VIENNA (Reuters) - Iran has not expanded the number of centrifuges enriching uranium at its Natanz nuclear site since the end of May after increasing capacity steadily over the previous three years, diplomats said.
The reason for the slowdown was unclear. The International Atomic Energy Agency is due to issue a report later this week that will influence big-power talks due to consider harsher sanctions on Iran over its disputed nuclear campaign.
Since May, Iran has been wracked by unrest over alleged election fraud that has split the conservative political establishment, a relative moderate has become head of its nuclear authority, and Western powers have said they will pursue harsh sanctions against Iran if it does not accept negotiations on its nuclear activity by the end of September.
“There has been no increase in the number of centrifuges enriching uranium since the end of May,” a senior Vienna diplomat familiar with the issue said, speaking on condition of anonymity because of political sensitivities.

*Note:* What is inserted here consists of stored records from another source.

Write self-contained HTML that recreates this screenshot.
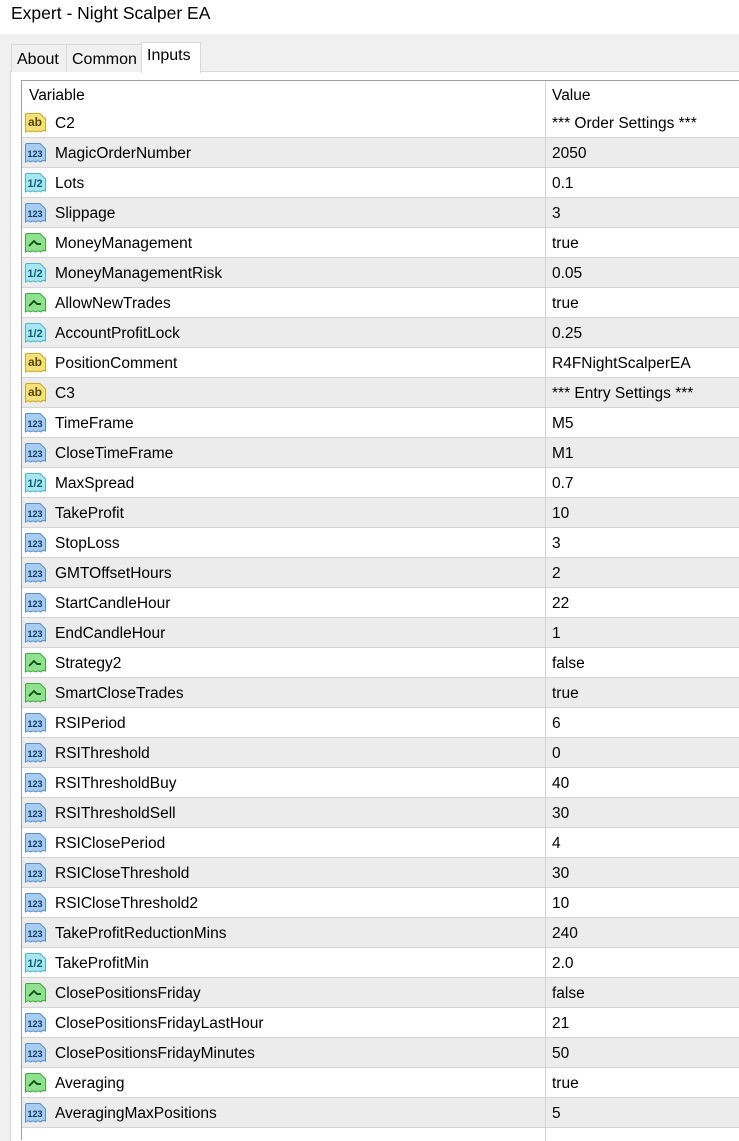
<!DOCTYPE html>
<html><head><meta charset="utf-8"><style>
*{margin:0;padding:0;box-sizing:border-box}
body{width:739px;height:1131px;overflow:hidden;background:#f0f0f0;font-family:"Liberation Sans",Arial,sans-serif;font-size:15.5px;color:#000;position:relative}
#title{position:absolute;left:0;top:0;width:739px;height:34px;background:#fff;font-size:17.5px;padding:3px 0 0 11px}
.tab{position:absolute;top:44px;height:28px;border:1px solid #d9d9d9;border-bottom:none;background:#f0f0f0;padding:6px 0 0 5px;font-size:16px}
#panel{position:absolute;left:10px;top:71px;width:740px;height:1070px;background:#fff;border-left:1px solid #d9d9d9;border-top:1px solid #d9d9d9}
#tbl{position:absolute;left:21px;top:80px;width:730px;height:1060px;border-left:1px solid #a0a0a0;border-top:1px solid #a0a0a0;background:#fff}
.row{position:absolute;left:0;width:730px;height:30px;border-bottom:1px solid #d4d4d4}
.row.g{background:#ececec}
.v{position:absolute;left:33px;top:7px}
.val{position:absolute;left:530px;top:7px}
.ic{position:absolute;left:2px;top:4px}
#div{position:absolute;left:523px;top:0;width:1px;height:1060px;background:#d4d4d4}
</style></head><body>
<div id="title">Expert - Night Scalper EA</div>
<div id="panel"></div>
<div class="tab" style="left:11px;width:56px">About</div>
<div class="tab" style="left:66px;width:76px">Common</div>
<div class="tab" style="left:141px;width:60px;top:42px;height:31px;background:#fff;padding-top:4px">Inputs</div>
<div id="tbl">
<div class="row" style="top:0;height:27px;border-bottom:none"><span class="v" style="left:7px;top:6px">Variable</span><span class="val" style="top:6px">Value</span></div>
<div id="rows"></div>
<div id="div"></div>
</div>
<script>
var d=[["ab","C2","*** Order Settings ***"],["n","MagicOrderNumber","2050"],["h","Lots","0.1"],["n","Slippage","3"],["b","MoneyManagement","true"],["h","MoneyManagementRisk","0.05"],["b","AllowNewTrades","true"],["h","AccountProfitLock","0.25"],["ab","PositionComment","R4FNightScalperEA"],["ab","C3","*** Entry Settings ***"],["n","TimeFrame","M5"],["n","CloseTimeFrame","M1"],["h","MaxSpread","0.7"],["n","TakeProfit","10"],["n","StopLoss","3"],["n","GMTOffsetHours","2"],["n","StartCandleHour","22"],["n","EndCandleHour","1"],["b","Strategy2","false"],["b","SmartCloseTrades","true"],["n","RSIPeriod","6"],["n","RSIThreshold","0"],["n","RSIThresholdBuy","40"],["n","RSIThresholdSell","30"],["n","RSIClosePeriod","4"],["n","RSICloseThreshold","30"],["n","RSICloseThreshold2","10"],["n","TakeProfitReductionMins","240"],["h","TakeProfitMin","2.0"],["b","ClosePositionsFriday","false"],["n","ClosePositionsFridayLastHour","21"],["n","ClosePositionsFridayMinutes","50"],["b","Averaging","true"],["n","AveragingMaxPositions","5"]];
var col={ab:["#f3e27a","#c9a92a","#5a4500"],n:["#a9cdf0","#5a8fc4","#0f3a6b"],h:["#a8e6f0","#4eb4c8","#0b5f78"],b:["#8fe08f","#3ea83e","#0a4a0a"]};
var h="";
d.forEach(function(r,i){
 var c=col[r[0]];
 var inner;
 if(r[0]=="ab")inner='<text x="11" y="14" font-family="Liberation Sans" font-weight="bold" font-size="12" fill="'+c[2]+'" text-anchor="middle">ab</text>';
 else if(r[0]=="n")inner='<text x="11" y="15" font-family="Liberation Sans" font-weight="bold" font-size="9" fill="'+c[2]+'" text-anchor="middle">123</text>';
 else if(r[0]=="h")inner='<text x="11" y="15" font-family="Liberation Sans" font-weight="bold" font-size="11" fill="'+c[2]+'" text-anchor="middle">1/2</text>';
 else inner='<path d="M5 14 L10 9 L13 12 L17 12" stroke="'+c[2]+'" stroke-width="1.8" fill="none"/>';
 var icon='<svg class="ic" width="23" height="22" viewBox="0 0 23 22"><path d="M1.5 3 Q1.5 1.5 3 1.5 L16 1.5 L21.5 7 L21.5 19 Q19 17.5 16.5 20 Q14 18 11.5 20 Q9 18 6.5 20 Q4 18 1.5 20 Z" fill="'+c[0]+'" stroke="'+c[1]+'" stroke-width="1"/>'+inner+'</svg>';
 h+='<div class="row'+(i%2?' g':'')+'" style="top:'+(27+30*i)+'px">'+icon+'<span class="v">'+r[1]+'</span><span class="val">'+r[2]+'</span></div>';
});
document.getElementById("rows").innerHTML=h;
</script>
</body></html>
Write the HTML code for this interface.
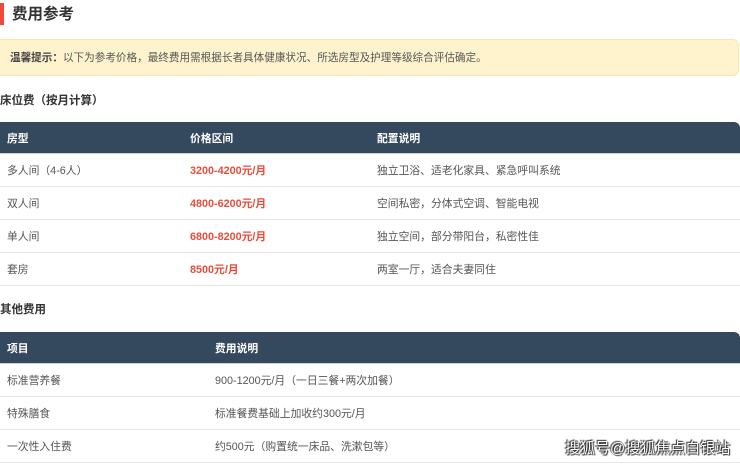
<!DOCTYPE html>
<html><head><meta charset="utf-8"><style>
*{margin:0;padding:0;box-sizing:border-box}
body{width:740px;height:465px;overflow:hidden;background:#fff;position:relative;font-family:"Liberation Sans","Noto Sans CJK SC",sans-serif;color:#444}
.a{position:absolute;white-space:nowrap}
.bar{left:0;top:3px;width:4px;height:22px;background:#e74c3c}
.title{left:12px;top:4px;font-size:15.5px;line-height:22px;font-weight:bold;color:#333}
.note{left:-6px;top:39px;width:745px;height:37px;background:#fef3cd;border:1px solid #fbe6ad;border-radius:6px}
.notet{left:10px;top:51px;font-size:10.6px;line-height:14px;color:#555}
.h3{left:0;font-size:11.5px;font-weight:bold;color:#333;line-height:16px}
.tbl{position:absolute;left:-6px;width:746px;border-radius:6px 6px 0 0;overflow:hidden}
.hd{height:32px;background:#34495e;color:#fff;font-weight:bold;font-size:10.8px;position:relative;border-bottom:1px solid #c8cfd6}
.row{height:33px;border-bottom:1.5px solid #e6e6e6;position:relative;font-size:10.8px;color:#555}
.c{position:absolute;top:1px;line-height:32px;white-space:nowrap}
.red{color:#e74c3c;font-weight:bold}
.wm{left:565px;top:440px;font-size:15px;line-height:18px;color:#fff;text-shadow:0 0 1px #222,1px 1px 1px #222,-1px -1px 1px #222}
</style></head><body>
<div class="a bar"></div>
<div class="a title">费用参考</div>
<div class="a note"></div>
<div class="a notet"><b style="color:#444">温馨提示：</b>以下为参考价格，最终费用需根据长者具体健康状况、所选房型及护理等级综合评估确定。</div>
<div class="a h3" style="top:93px">床位费（按月计算）</div>
<div class="tbl" style="top:122px">
<div class="hd"><span class="c" style="left:13px">房型</span><span class="c" style="left:196px">价格区间</span><span class="c" style="left:383px">配置说明</span></div>
<div class="row"><span class="c" style="left:13px">多人间（4-6人）</span><span class="c red" style="left:196px">3200-4200元/月</span><span class="c" style="left:383px">独立卫浴、适老化家具、紧急呼叫系统</span></div>
<div class="row"><span class="c" style="left:13px">双人间</span><span class="c red" style="left:196px">4800-6200元/月</span><span class="c" style="left:383px">空间私密，分体式空调、智能电视</span></div>
<div class="row"><span class="c" style="left:13px">单人间</span><span class="c red" style="left:196px">6800-8200元/月</span><span class="c" style="left:383px">独立空间，部分带阳台，私密性佳</span></div>
<div class="row"><span class="c" style="left:13px">套房</span><span class="c red" style="left:196px">8500元/月</span><span class="c" style="left:383px">两室一厅，适合夫妻同住</span></div>
</div>
<div class="a h3" style="top:302px">其他费用</div>
<div class="tbl" style="top:332px">
<div class="hd"><span class="c" style="left:13px">项目</span><span class="c" style="left:221px">费用说明</span></div>
<div class="row"><span class="c" style="left:13px">标准营养餐</span><span class="c" style="left:221px">900-1200元/月（一日三餐+两次加餐）</span></div>
<div class="row"><span class="c" style="left:13px">特殊膳食</span><span class="c" style="left:221px">标准餐费基础上加收约300元/月</span></div>
<div class="row"><span class="c" style="left:13px">一次性入住费</span><span class="c" style="left:221px">约500元（购置统一床品、洗漱包等）</span></div>
</div>
<div class="a wm">搜狐号@搜狐焦点白银站</div>
</body></html>
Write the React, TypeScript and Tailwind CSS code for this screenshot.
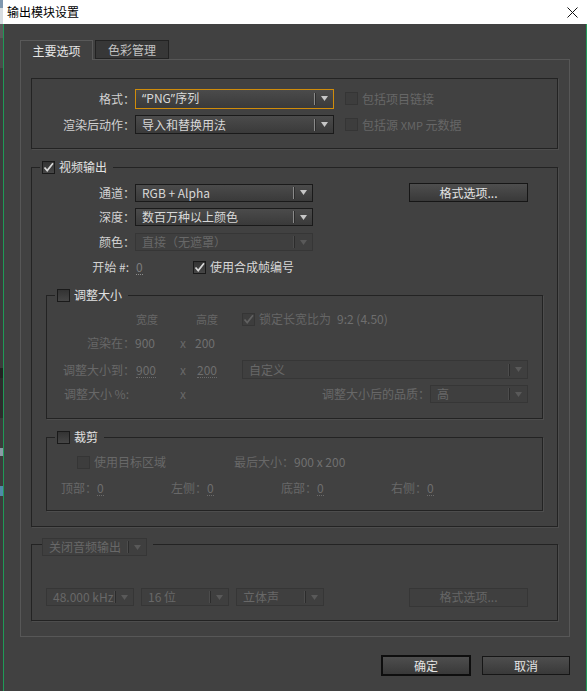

Some diplomats and analysts said the slowed enrichment growth was more likely a technical than political issue. They noted Iranian officials had renewed defiant refusals to curb the programme despite the threat of harsher sanctions.
They also said Iran could swiftly resume expansion since, in addition to just under 5,000 centrifuges refining uranium as reported by U.N. inspectors on May 31, it had already installed many more in preparation for entering the production chain.
The senior diplomat said the number of Iranian centrifuges — cylindrical machines that whirl at supersonic speed in linked networks — now enriching uranium was slightly lower because some had been taken down for repair and maintenance.
But the number that have been installed, though not yet brought on stream, has risen from around 2,100 in May, diplomats said. These could be added to production lines within a few weeks, if desired, according to nuclear analysts.
“Once they’re installed, it only takes a few weeks to test-run them under vacuum before they’re ready to enrich,” said David Albright, head of Washington’s Institute for Science and International Security which tracks nuclear proliferation.
The Islamic Republic is at odds with major powers which suspect it is secretly pursuing nuclear weapons capability.
It denies this, saying it is refining uranium only for electricity so it can export more oil, though it has no nuclear power plants to use the low-enriched material it is stockpiling.
Some analysts say Iran now has enough low-enriched uranium to convert into the high-enriched version (HEU) needed for a nuclear bomb if it wants. But there is disagreement over how soon Tehran could “weaponise” the enrichment process.
U.S. national intelligence chief Dennis Blair has said Iran is unlikely to be able to produce HEU before 2013, but Israel fears the timeline could prove shorter.
Iran may be slowing enrichment growth believing its uranium fuel stockpile is “perilously close to crossing an Israeli red line”, said Mark Fitzpatrick, senior non-proliferation fellow at London’s International Institute for Strategic Studies.
Israel has hinted at the idea of military action to pre-empt a nuclear Iran.
“In the meantime,” Fitzpatrick said, “what’s most important for Iran is to increase the number of installed centrifuges, in case it ever enters negotiations that require a freeze on their number. Adding to the numbers now creates additional ‘facts on the ground’ that it will later argue can never be rolled back.”
An IAEA spokesman declined to comment on Iran’s centrifuge activity. There was no immediate comment from Iranian officials.
The United States, Britain, France and Germany are expected to urge Russia and China in talks on Sept. 2 to weigh a fourth round of U.N. sanctions possibly targeting Iran’s lifeblood oil sector. The new IAEA report will underpin those discussions.
The report is also expected to elaborate on new Iranian cooperation with international demands for nuclear transparency.
But it was unclear whether these steps amounted to one-off gestures, designed to soften the IAEA report and the case for more painful sanctions, or a longer-term policy switch hinting at openness to a nuclear deal with big powers.
This month, Iran agreed to IAEA demands for upgraded monitoring at Natanz. It also restored access to a heavy water reactor under construction after blocking visits for a year.
There have been some mixed signals from Tehran since unrest broke out over alleged fraud in its June presidential election.
Ali Akbar Salehi, Iran’s new atomic agency chief, said last month Tehran and the West should revive efforts to build mutual trust and end a six-year standoff. But he did not suggest Iran was ready to halt enrichment or freeze it at current levels.
Iran’s IAEA ambassador, Ali Asghar Soltanieh, was reported as saying on Aug. 18 that Tehran was ready for talks with the West on its nuclear ambitions. He later denied the comments.